25 June 2011
I’m writing from Palenque in Chiapas, Mexico, where I’m currently working on excavations of the Maya site of Chinikihá. Palenque is home to the eponymous archaeological site, and so the town is popular with tourists from Europe and North America. There are many cafés in town that stay open quite late and, after a day of hard work in the sun, it’s great to grab a paleta de fresa y crema (strawberry and cream ice cream) at La Michoacana (a Mexican chain) or a pan dulce at one of the many local bakeries.
Our small team begins each weekday around 5:00 am. Yes, 5:00 am! I’m not a consistent coffee drinker, but for this, I can make an exception. We load our van with equipment and drive to the site, located an hour away from Palenque in the ejido of Reforma Agraria, where signs are posted marking the village as Zapatista territory. It’s a long drive, but the sun rising over the mountains, the Shakira and Usher tracks coming from our iPods that we’ve hooked up to the van’s tape player, and the occasional turkey that decides to cross the road directly in front of the van always keep us entertained.
The goal of our project is to explore how the Maya used the spaces — the patios, the alleyways — around their architecture. We’re able to understand these “activity areas” through interpretation of the artifacts we excavate (ceramics, obsidian, limestone, shell, etc.) and their proveniences — how they are associated with the soil and with each other. We first dug 120 test pits, simply using a shovel to dig approximately an arm’s length deep. These test pits were little “windows” into the stratigraphy at different locations around the site. Based on these pits, we decided where to open larger excavations, usually 2x2 or 1x2 meter spaces.
What do we do as we excavate? We use trowels and brushes to clear soil, trying to define the edges of artifacts — in some cases removing them from the soil to be bagged with artifacts from the same locus and in other cases leaving them in-situ in order to continue defining them. We also make drawings once we’ve finished excavating loci. These drawings, when studied together, allow us to see how different loci overlap and relate to one another. I’m managing three of these larger “windows,” and one has generated incredibly dense concentrations of pottery. We think that this area may have been used as a ceramic dump for pots that the residents did not need any longer.
Our main team is very Berkeley-oriented, with myself, a current Ph.D. student, along with a recent Ph.D., a college professor with a Berkeley Ph.D. and two recent undergrad alumni. But we could not be so successful without the local workers who help us excavate and wash pottery. We’re constantly telling jokes and sharing music, which helps the long days to pass more quickly. We usually work from 7.30 am to 5:00 pm and take an hour break around 12.30 for lunch. The wife of one of our workers cooks us lunch and dinner during the week. As our project director said, a well-fed team is a happy team, and indeed, we’ve all joked that we’re more likely to gain calories than burn them this field season. We’ve had tamales con mole de pollo (chicken in a mole sauce cooked in banana leaf), empanadas con carne molida (small pastries with ground beef inside), along with a variety of homemade aguas (water-based fruit juices) and popsicles with jamaicaand guanábana usually featured.

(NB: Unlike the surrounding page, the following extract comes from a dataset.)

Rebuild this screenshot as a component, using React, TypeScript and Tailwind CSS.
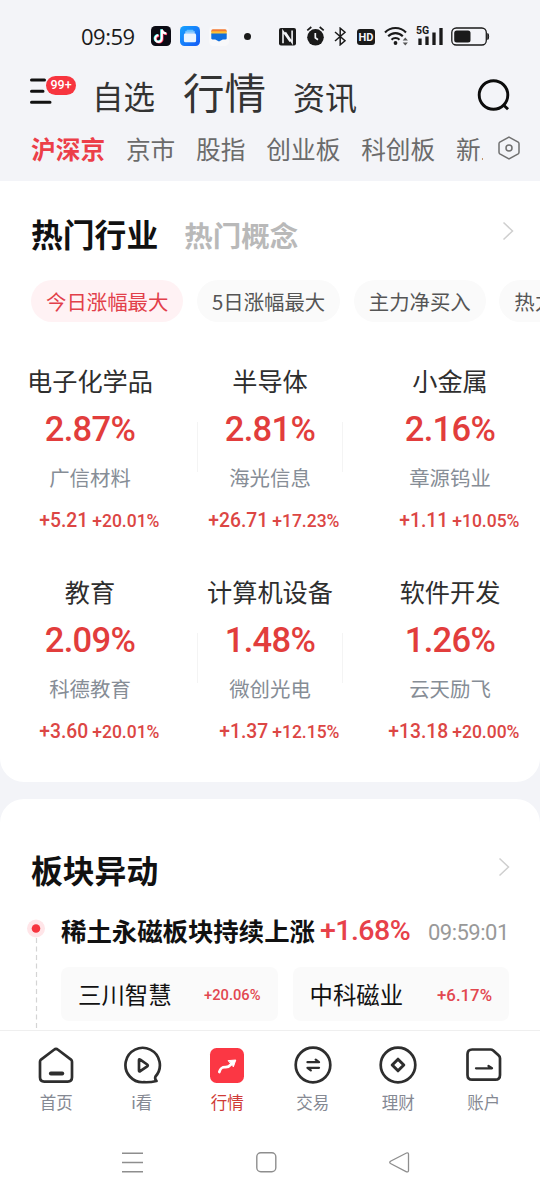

While my dissertation research is not related directly to Chinikihá, helping with excavations at the site is making me think carefully about issues like deposition, discard and one of the most important for any archaeological investigation: sampling methodology. I will travel to Mexico City in one week to continue work on my own project, involving microanalysis of gold and copper alloys (in the forms of animal figurines, bells, rings and other objects) recovered from the Cenote Sagrado (Sacred Cenote) at the site of Chichén Itzá in the Yucatán. My goal is to learn about the metals’ chemical composition and microstructure, trying to identify patterns in order to determine whether there are certain technological traditions characteristic of different communities of metallurgists within Mesoamerica evident in the assemblage. In fact, there is no evidence of on-site metallurgy at Chichén, and so I presume that all of the metals were imported, perhaps through pilgrimages of people from different regions of Mesoamerica to the Cenote. My work in Mexico City in July will involve discussions with professors at the Universidad Nacional Autónoma de México who are providing me with access to microanalytical equipment for the study of objects in Mexican museums. Also, I will submit my proposal for analysis to the Instituto Nacional de Antropología e Historia (a government institution that manages archaeological projects in Mexico) and read background literature at the Archivo Técnico on use of cenotes in the Yucatán and pilgrimages.
I’m looking forward to the City — a definite change in landscape from dense forests and dirt paths to crowded plazas and concrete roads — but I hope that I’ll be able to return to this area of Chiapas soon. Now, off to watch Chicharito score more goals as Mexico plays the U.S. in the final of the Copa del Oro!